Мой любопытствующий глаз плотнее примкнул к свёрнутому в трубочку журналу. В бумажном объективе из клубов белого дыма громоздились одни за другими красочные обложки, календари и открытки. От скуки я усерднее прижал глаз к волшебному окуляру и, словно капитан, наблюдал за меняющимся горизонтом. Но вдруг среди всей этой суеты и какофонии передо мной возникло прекрасное видение – девушка с ангельским выражением лица, а все эти головы, плечи и воротники каждую минуту что-то громко и нетерпеливо от неё требовали.

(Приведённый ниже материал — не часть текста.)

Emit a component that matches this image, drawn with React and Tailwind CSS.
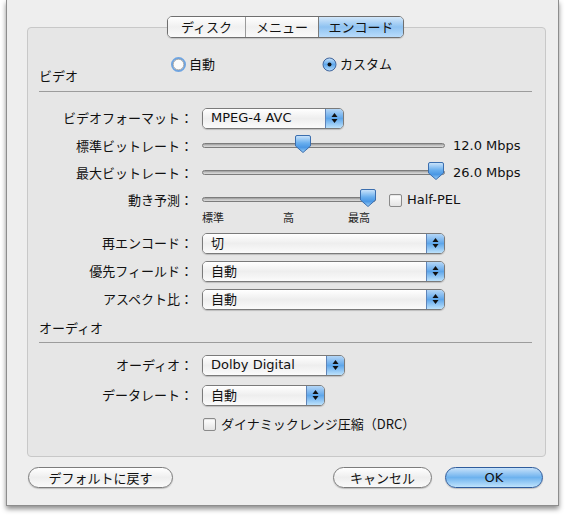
const JP = "font-['Noto_Sans_CJK_JP',sans-serif]"

function Arrows() {
  return (
    <svg width="7" height="12" viewBox="0 0 7 12">
      <path d="M3.5 1 L6.5 5 H0.5 Z" fill="#111" />
      <path d="M0.5 7 H6.5 L3.5 11 Z" fill="#111" />
    </svg>
  )
}

function Popup({ value, jp, className }) {
  return (
    <div
      className={`flex h-[21px] overflow-hidden rounded-[5px] border border-[#7a7a7a] shadow-[0_1px_1px_rgba(0,0,0,0.18)] ${className}`}
    >
      <div
        className={`flex flex-1 items-center bg-gradient-to-b from-[#ffffff] via-[#eeeeee] to-[#fbfbfb] pl-[8px] text-[13px] text-[#111] ${
          jp ? JP : ''
        }`}
      >
        {value}
      </div>
      <div className="flex w-[18px] items-center justify-center border-l border-[#5f84b8] bg-gradient-to-b from-[#b4d6f6] via-[#5ea6ea] to-[#bde2fb]">
        <Arrows />
      </div>
    </div>
  )
}

function Thumb() {
  return (
    <svg width="16" height="18" viewBox="0 0 16 18">
      <defs>
        <linearGradient id="th" x1="0" y1="0" x2="0" y2="1">
          <stop offset="0" stopColor="#cfe6fb" />
          <stop offset="0.45" stopColor="#68aeee" />
          <stop offset="0.7" stopColor="#4a97e4" />
          <stop offset="1" stopColor="#9fd1f8" />
        </linearGradient>
      </defs>
      <path
        d="M2 0.5 H14 Q15.5 0.5 15.5 2 V11 L8 17.5 L0.5 11 V2 Q0.5 0.5 2 0.5 Z"
        fill="url(#th)"
        stroke="#3b6eae"
      />
    </svg>
  )
}

function Slider({ className, pos }) {
  return (
    <div className={`relative h-[22px] ${className}`}>
      <div className="absolute left-0 right-0 top-[8px] h-[5px] rounded-full border border-[#7c7c7c] bg-gradient-to-b from-[#9a9a9a] via-[#c4c4c4] to-[#dcdcdc]" />
      <div className="absolute top-[0px]" style={{ left: pos - 8 }}>
        <Thumb />
      </div>
    </div>
  )
}

function Checkbox({ label, className }) {
  return (
    <div className={`flex items-center gap-[5px] text-[13px] text-[#111] ${className}`}>
      <div className="h-[13px] w-[13px] rounded-[2px] border border-[#8a8a8a] bg-gradient-to-b from-[#ffffff] to-[#e4e4e4] shadow-[inset_0_1px_1px_rgba(0,0,0,0.1)]" />
      <span>{label}</span>
    </div>
  )
}

function Row({ label, className, children }) {
  return (
    <div className={`flex h-[22px] items-center ${className}`}>
      <div className={`w-[165px] whitespace-nowrap text-right text-[13px] text-[#111] ${JP}`}>{label}</div>
      <div className="ml-[9px] flex items-center">{children}</div>
    </div>
  )
}

function Tab({ label, selected, className }) {
  return (
    <div
      className={`flex h-full items-center justify-center text-[13px] text-[#111] ${JP} ${
        selected
          ? 'bg-gradient-to-b from-[#d2e7fa] via-[#8ec2f1] to-[#b9dcfb]'
          : 'bg-gradient-to-b from-[#ffffff] via-[#f0f0f0] to-[#fafafa]'
      } ${className}`}
    >
      {label}
    </div>
  )
}

function Button({ label, blue, className }) {
  return (
    <div
      className={`flex h-[21px] items-center justify-center rounded-full border text-[13px] text-[#111] shadow-[0_1px_1px_rgba(0,0,0,0.2)] ${
        blue
          ? 'border-[#2f5c9c] bg-gradient-to-b from-[#c6e1f9] via-[#6db2ee] to-[#bfe3fc]'
          : `border-[#7c7c7c] bg-gradient-to-b from-[#ffffff] via-[#eeeeee] to-[#fafafa] ${JP}`
      } ${className}`}
    >
      {label}
    </div>
  )
}

export default function App() {
  return (
    <div className="h-[518px] w-[571px] bg-white font-['DejaVu_Sans','Noto_Sans_CJK_JP',sans-serif]">
      <div className="ml-[6px] flex h-[506px] w-[553px] flex-col border-x border-b border-[#8d8d8d] bg-[#eeeeee] pt-[16px] shadow-[0_3px_5px_rgba(0,0,0,0.45)]">
        <div className="relative z-10 ml-[160px] flex h-[22px] w-[237px] overflow-hidden rounded-[5px] border border-[#6f6f6f] shadow-[0_1px_1px_rgba(0,0,0,0.15)]">
          <Tab label="ディスク" className="w-[78px] border-r border-[#9a9a9a]" />
          <Tab label="メニュー" className="w-[73px] border-r border-[#7a7a7a]" />
          <Tab label="エンコード" selected className="flex-1" />
        </div>

        <div className="-mt-[11px] ml-[20px] h-[430px] w-[519px] rounded-[4px] border border-[#c8c8c8] bg-[#e6e6e6]">
          <div className={`mt-[27px] flex h-[29px] pl-[11px] ${JP}`}>
            <div className="w-[132px] self-end text-[13px] leading-[16px] text-[#111]">ビデオ</div>
            <div className="flex h-[18px] items-center gap-[3px] text-[13px] text-[#111]">
              <svg width="15" height="15" viewBox="0 0 15 15">
                <circle cx="7.5" cy="7.5" r="6.5" fill="none" stroke="#6fa5e2" strokeWidth="2" />
                <circle cx="7.5" cy="7.5" r="5.3" fill="#fbfbfb" stroke="#8e8e8e" strokeWidth="0.7" />
              </svg>
              <span>自動</span>
            </div>
            <div className="ml-[107px] flex h-[18px] items-center gap-[3px] text-[13px] text-[#111]">
              <svg width="15" height="15" viewBox="0 0 15 15">
                <defs>
                  <linearGradient id="rb" x1="0" y1="0" x2="0" y2="1">
                    <stop offset="0" stopColor="#c9e3fa" />
                    <stop offset="0.5" stopColor="#5fa8ec" />
                    <stop offset="1" stopColor="#b6dcfb" />
                  </linearGradient>
                </defs>
                <circle cx="7.5" cy="7.5" r="6.5" fill="url(#rb)" stroke="#41659c" strokeWidth="1" />
                <circle cx="7.5" cy="7.5" r="2" fill="#111" />
              </svg>
              <span>カスタム</span>
            </div>
          </div>

          <div className="ml-[11px] mt-[7px] w-[493px] border-t border-[#9c9c9c]" />

          <Row label="ビデオフォーマット：" className="mt-[15px]">
            <Popup value="MPEG-4 AVC" className="w-[142px]" />
          </Row>
          <Row label="標準ビットレート：" className="mt-[6px]">
            <Slider className="w-[243px]" pos={101} />
            <span className="ml-[8px] text-[13px] text-[#111]">12.0 Mbps</span>
          </Row>
          <Row label="最大ビットレート：" className="mt-[5px]">
            <Slider className="w-[243px]" pos={234} />
            <span className="ml-[8px] text-[13px] text-[#111]">26.0 Mbps</span>
          </Row>
          <Row label="動き予測：" className="mt-[5px]">
            <Slider className="w-[174px]" pos={166} />
            <Checkbox label="Half-PEL" className="ml-[13px]" />
          </Row>
          <div className={`ml-[174px] flex h-[12px] items-center text-[11px] text-[#222] ${JP}`}>
            <span>標準</span>
            <span className="ml-[59px]">高</span>
            <span className="ml-[54px]">最高</span>
          </div>
          <Row label="再エンコード：" className="mt-[9px]">
            <Popup value="切" jp className="w-[243px]" />
          </Row>
          <Row label="優先フィールド：" className="mt-[6px]">
            <Popup value="自動" jp className="w-[243px]" />
          </Row>
          <Row label="アスペクト比：" className="mt-[6px]">
            <Popup value="自動" jp className="w-[243px]" />
          </Row>

          <div className={`ml-[11px] mt-[10px] text-[13px] leading-[16px] text-[#111] ${JP}`}>オーディオ</div>
          <div className="ml-[11px] mt-[6px] w-[493px] border-t border-[#9c9c9c]" />

          <Row label="オーディオ：" className="mt-[11px]">
            <Popup value="Dolby Digital" className="w-[143px]" />
          </Row>
          <Row label="データレート：" className="mt-[8px]">
            <Popup value="自動" jp className="w-[123px]" />
          </Row>
          <div className="ml-[175px] mt-[9px] flex h-[18px] items-center">
            <Checkbox label="ダイナミックレンジ圧縮（DRC）" className={JP} />
          </div>
        </div>

        <div className="mt-[10px] flex items-center pl-[21px]">
          <Button label="デフォルトに戻す" className="w-[145px]" />
          <Button label="キャンセル" className="ml-[160px] w-[99px]" />
          <Button label="OK" blue className="ml-[13px] w-[98px]" />
        </div>
      </div>
    </div>
  )
}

Очарованный, я стал наблюдать за девушкой. Как пылкий сарацин-завоеватель, я не сводил с неё глаз, что становилось неудобством даже для меня. Тогда я стал хитрить, периодически изучать канцелярию, усыпанную ценниками. Один раз только скользнула она взглядом вдоль очереди, задев край моего плеча. Её выразительные глаза были одинаково приветливы ко всем. Но я был рад, почти счастлив и испытал невероятное удовольствие от стояния в очереди. Справа от её локтя лежали белоснежные конверты, ровные, идеальные, как упаковки с таблетками в медицинском кабинете. Мой взгляд поплыл по её рукам. Это были руки пианистки, изящные, с тонкими запястьями. С какой томительной нежностью открывали они согнутые квитанции, извещения, переводы; пальцы легко и быстро касались клавиатуры, словно исполняли магический танец древних инков. Я представил себе нежную тихоокеанскую ночь, шелест пальм, одинокие всплески солёной воды о прибрежные камни и эту девушку, доверившую мне свои тёплые руки, которые я слегка пожимал в своих ладонях, поглаживая неокольцованный безымянный палец.
Девушка ни разу не улыбнулась, только глаза, большие, жгучие, с пушистыми ресницами, выражали глубину её сильного характера. Я был уверен, что у неё сильный характер, так как она смотрела прямо и убедительно. Милая девушка! Нет, ну до чего же она милая! Я чувствовал, что тайна коснулась моих щёк. Когда происходило что-то непременно важное и удивительное, я всегда думал: почему это произошло только сейчас?! Вот и теперь мне хотелось воскликнуть: почему мы не встретились раньше, прекрасная незнакомка?
И – о, счастье! – когда передо мной оставалось два человека, она меня заметила. Нельзя было не заметить моего настойчивого, буравящего ордынского ока, даже с теми короткими отбегами в близлежащие степи оконных проёмов и телефонных будок для разговоров по межгороду. Мне даже показалось, что она не просто бросила на меня свой лёгкий взгляд, но и отметила что-то про себя, робко опустив ресницы. Это придало мне уверенности. До чего же она милая, вновь с восторгом подумал я и как во сне чиркнул на квитанции: «Принцесса! Вы сегодня после работы свободны?». Её ресницы, как мне показалось, дрогнули, опустились, накрыв мой гордый мятежный бриг тёплой волной Карибского моря, а глаза вспыхнули над ним яркой путеводной звездой, от которой невозможно скрыться, ибо это была судьба, фатум, лучшая история ветра странствий.